Horror is my biggest blind spot. As an easily rattled kid, I never took to it; even today, I start at basic jump scares in films. Body horror and gore don’t faze me, but it’s not like I’m fascinated by them either. Still, in the past few years, I’ve been actively trying to watch more horror. This might be paying off: two of my favourites this year are the dazzling zombie film 28 Years Later and the wacky, eerie Weapons.

Since I have no real grounding in the genre, I’ve played catch-up haphazardly, trying out ghost stories, monster movies, psychological thrillers, creature features. I’ve found myself drawn especially to giallo. This is a strain of slasher film that originated in Italy in the 1960s. These films usually have some or all of the following: hyper-stylised visuals, extreme fetishised violence, a black-gloved killer, elaborate, almost loving murders, and some manner of perversity. As you might imagine, they have a huge cult following, which has resulted in lavish physical media releases for Dario Argento, Mario Bava, Sergio Martino and other major giallo directors.

If you’re just getting into giallo, you could of course start with the film that kicked off the genre, Bava’s Blood and Black Lace (1964), or the most widely known title, Argento’s Suspiria (1977). But I have another recommendation for a gateway giallo, a 1971 thriller called The Fifth Cord. Luigi Bazzoni only made four other films: two spaghetti westerns, a mystery thriller, and a proto-giallo called The Possessed (1965). With The Fifth Cord, he created a work of ravishing beauty—perhaps the most beautiful giallo of all.

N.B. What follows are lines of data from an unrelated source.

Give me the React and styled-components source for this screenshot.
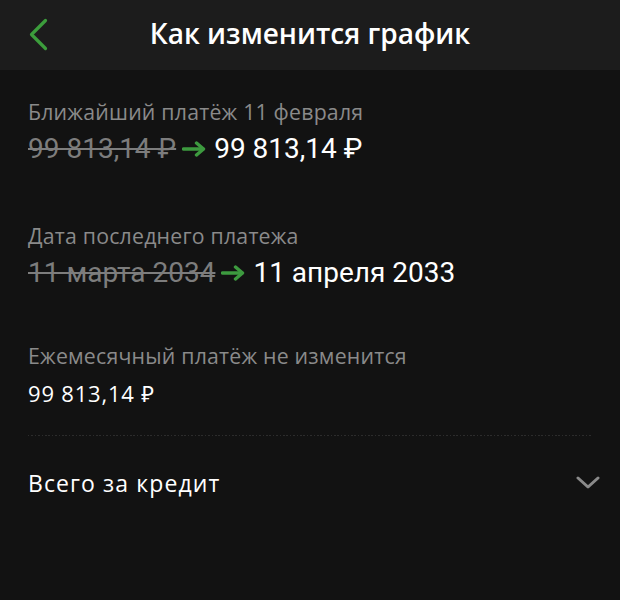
import React from "react";
import styled, { createGlobalStyle } from "styled-components";

const Global = createGlobalStyle`
  html, body { margin: 0; padding: 0; background: #121212; }
  body { font-family: "Open Sans", "Noto Sans", sans-serif; -webkit-font-smoothing: antialiased; }
`;

const Page = styled.div`
  width: 620px;
  height: 600px;
  background: #121212;
  overflow: hidden;
`;

const Header = styled.header`
  height: 70px;
  background: #1c1c1c;
  display: grid;
  grid-template-columns: 70px 1fr 70px;
  align-items: start;
`;

const BackButton = styled.button`
  background: none;
  border: 0;
  padding: 0 0 0 27px;
  display: flex;
  align-items: center;
  height: 70px;
  cursor: pointer;
`;

const Title = styled.h1`
  margin: 0;
  text-align: center;
  color: #ffffff;
  font-family: "Open Sans", sans-serif;
  font-size: 28px;
  line-height: 66px;
  font-weight: 600;
`;

const Content = styled.main`
  padding: 0 20px 0 28px;
`;

const Section = styled.section`
  padding-top: ${(p) => p.$top}px;
`;

const Label = styled.div`
  color: #8a8a8a;
  font-size: 21.3px;
  line-height: 24px;
  letter-spacing: 0.2px;
`;

const ValueRow = styled.div`
  display: flex;
  align-items: center;
  gap: 6px;
  margin-top: ${(p) => p.$gap}px;
  font-family: Roboto, sans-serif;
  font-size: 28px;
  line-height: 34px;
`;

const PlainValue = styled.div`
  margin-top: 11px;
  color: #ffffff;
  font-size: 22px;
  line-height: 28px;
  letter-spacing: 0.8px;
`;

const Old = styled.span`
  color: #7d7d7d;
  text-decoration: line-through;
  text-decoration-thickness: 2px;
`;

const New = styled.span`
  color: #ffffff;
  margin-left: 2px;
`;

const Divider = styled.div`
  margin: 28px 8px 0 0;
  height: 1px;
  background: repeating-linear-gradient(to right, #2c2c2c 0 1.5px, transparent 1.5px 3.4px);
`;

const Total = styled.div`
  display: flex;
  justify-content: space-between;
  align-items: center;
  padding-top: 33px;
  color: #ffffff;
  font-size: 23px;
  font-weight: 500;
  letter-spacing: 1.1px;
  line-height: 28px;
`;

const ArrowIcon = styled.svg`
  flex: none;
`;

const Arrow = () => (
  <ArrowIcon width="24" height="16" viewBox="0 0 24 16" fill="none">
    <path d="M1.5 8 H21" stroke="#3d9a3f" strokeWidth="3.4" strokeLinecap="round" />
    <path d="M14.5 2 L21.5 8 L14.5 14" stroke="#3d9a3f" strokeWidth="3.4" strokeLinecap="round" strokeLinejoin="round" />
  </ArrowIcon>
);

const Back = () => (
  <svg width="22" height="34" viewBox="0 0 22 34" fill="none">
    <path d="M18.5 2.5 L4.5 16.5 L18.5 30.5" stroke="#3c9d3c" strokeWidth="3.2" strokeLinecap="round" strokeLinejoin="round" />
  </svg>
);

const Chevron = () => (
  <svg width="24" height="14" viewBox="0 0 24 14" fill="none">
    <path d="M2 2 L12 11 L22 2" stroke="#8a8a8a" strokeWidth="3" strokeLinecap="round" strokeLinejoin="round" />
  </svg>
);

export default function App() {
  return (
    <Page>
      <Global />
      <Header>
        <BackButton aria-label="Назад"><Back /></BackButton>
        <Title>Как изменится график</Title>
        <span />
      </Header>
      <Content>
        <Section $top={30}>
          <Label>Ближайший платёж 11 февраля</Label>
          <ValueRow $gap={8}>
            <Old>99 813,14 ₽</Old>
            <Arrow />
            <New>99 813,14 ₽</New>
          </ValueRow>
        </Section>
        <Section $top={58}>
          <Label>Дата последнего платежа</Label>
          <ValueRow $gap={8}>
            <Old>11 марта 2034</Old>
            <Arrow />
            <New>11 апреля 2033</New>
          </ValueRow>
        </Section>
        <Section $top={54}>
          <Label>Ежемесячный платёж не изменится</Label>
          <PlainValue>99 813,14 ₽</PlainValue>
        </Section>
        <Divider />
        <Total>
          <span>Всего за кредит</span>
          <Chevron />
        </Total>
      </Content>
    </Page>
  );
}
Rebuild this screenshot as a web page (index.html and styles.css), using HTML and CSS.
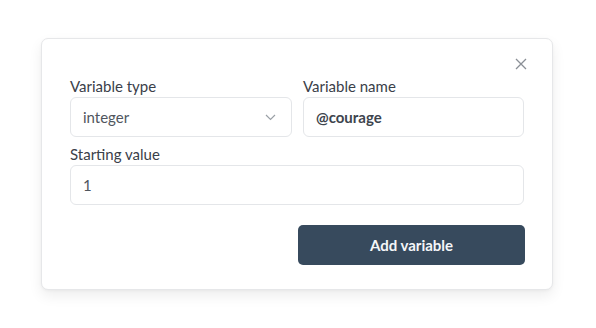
FILE: index.html
```html
<!DOCTYPE html>
<html>
<head>
<meta charset="utf-8">
<link rel="stylesheet" href="styles.css">
</head>
<body>
<div class="card">
  <div class="header">
    <button class="close" aria-label="Close">
      <svg width="12" height="12" viewBox="0 0 12 12"><path d="M1 1L11 11M11 1L1 11" stroke="#8a8f96" stroke-width="1.3" fill="none"/></svg>
    </button>
  </div>
  <div class="grid">
    <div class="field">
      <label class="label">Variable type</label>
      <div class="input select">
        <span class="value">integer</span>
        <svg class="chev" width="11" height="7" viewBox="0 0 11 7"><path d="M1 1L5.5 5.5L10 1" stroke="#9aa0a6" stroke-width="1.2" fill="none"/></svg>
      </div>
    </div>
    <div class="field">
      <label class="label">Variable name</label>
      <div class="input"><span class="value bold">@courage</span></div>
    </div>
    <div class="field full">
      <label class="label">Starting value</label>
      <div class="input"><span class="value">1</span></div>
    </div>
  </div>
  <div class="actions">
    <button class="primary">Add variable</button>
  </div>
</div>
</body>
</html>
```
FILE: styles.css
```css
* { box-sizing: border-box; }
html, body { margin: 0; padding: 0; background: #ffffff; }
body {
  font-family: "Lato", "Noto Sans", sans-serif;
  padding: 38px 0 0 41px;
  width: 596px;
  height: 328px;
  overflow: hidden;
}
.card {
  width: 512px;
  height: 252px;
  border: 1px solid #e6e7e9;
  border-radius: 7px;
  background: #fff;
  box-shadow: 0 6px 14px rgba(0,0,0,0.07), 0 1px 3px rgba(0,0,0,0.04);
  padding: 15px 27px 24px 28px;
}
.header {
  display: flex;
  justify-content: flex-end;
  height: 22px;
}
.close {
  width: 20px;
  height: 20px;
  border: 0;
  background: transparent;
  padding: 0;
  display: flex;
  align-items: center;
  justify-content: center;
  margin-right: -6px;
}
.grid {
  display: grid;
  grid-template-columns: 222px 221px;
  column-gap: 11px;
  row-gap: 7px;
}
.field { display: flex; flex-direction: column; }
.field.full { grid-column: 1 / 3; }
.label {
  font-size: 15px;
  line-height: 20px;
  color: #3a4049;
  margin-bottom: 1px;
}
.input {
  height: 40px;
  border: 1px solid #e4e6e9;
  border-radius: 6px;
  display: flex;
  align-items: center;
  padding: 0 12px;
}
.select { justify-content: space-between; padding-right: 15px; }
.value {
  font-size: 15px;
  color: #50565e;
}
.value.bold { font-weight: 700; color: #3d444d; }
.actions {
  display: flex;
  justify-content: flex-end;
  margin-top: 20px;
}
.primary {
  width: 227px;
  height: 40px;
  border: 0;
  border-radius: 5px;
  background: #374a5d;
  color: #f4f6f8;
  font-family: "Lato", "Noto Sans", sans-serif;
  font-weight: 700;
  font-size: 15px;
}
```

Bazzoni’s film is adapted from D.M. Devine’s Scotland-set novel of the same name, which was published in Italy in 1968 under the Il Giallo Mondadori imprint of pulp novels that gave the genre its name (their covers were yellow, or “giallo”). The action is transplanted to an unhappy bourgeoise section of Rome, a milieu familiar to audiences from 1960s arthouse Italian films, especially ones by Michelangelo Antonioni. Crime reporter Andrea Bild (Franco Nero) divides his time between getting blind drunk and pushing his luck (quite successfully) with a series of gorgeous women. His life is complicated when a near-fatal attack in a tunnel —the first of the film’s gorgeous set pieces—kicks off a series of murders, all seemingly executed by the same person who leaves a black glove on the scene. Since all the victims have something to do with him, Andrea becomes a suspect.

In a genre that prizes grisly, inventive kills, The Fifth Cord offers fairly stately deaths. What distinguishes the film instead is the consistently astonishing image-making by Vittorio Storaro, just starting out as cinematographer but already responsible for one classic, Bernardo Bertolucci’s The Conformist (1970). Storaro had shot a giallo the year before—Argento’s debut, The Bird With the Crystal Plumage—but Bazzoni’s cooler, more psychological approach seemed to inspire him even further. The film is one stunning shot after another, bold compositions engineered out of light and shadow, reflection and perspective, controlled bursts of colour, and the expert placement of bodies in relation to their surroundings. Even the exploitation material is done with a flourish: a scene of voyeuristic lovemaking has the look of a shadow puppetry tableau.

The Fifth Cord is uniquely attuned to architecture. The way characters are framed, dwarfed by modern glass-and-concrete buildings, could be out of an Antonioni film of that period (Bazzoni’s earlier thriller, The Possessed, had strong shades of Antonioni too). This looming sense of spatial alienation is reflected in the film’s human relationships—people divorced, estranged, neglected, blackmailed. Even the chic interiors of the house where Andrea’s ex Helena (Silvia Monti) lives seem vaguely menacing. In a brilliant touch, the unhurried closing of remote-controlled window shades feels like the difference between life and death.

The other name apart from Storaro that should draw giallo newbies to this film is Ennio Morricone. The composer was already well-known for his work with Sergio Leone, and had worked with Storaro and Argento on The Bird with the Crystal Plumage. His contributions to The Fifth Cord—Eurochic opening theme, melancholy guitar piece, discordant Hermann-like string arrangement—augment rather than shape the action like in the Dollars trilogy. Often, especially when there’s a kill coming, the soundtrack goes quiet—an indication, perhaps, of Bazzoni’s arty leanings, and something that makes the film feel very modern.

Fans of slashers, Italian or otherwise, might find The Fifth Cord a bit cerebral. Yet, this is what makes the film a perfect gateway giallo, with all the signposts of the genre but without the luridness. You might be drawn to it by Storaro and Morricone, or Franco Nero’s Django films. But once you’re in, it’s hard not to be beguiled.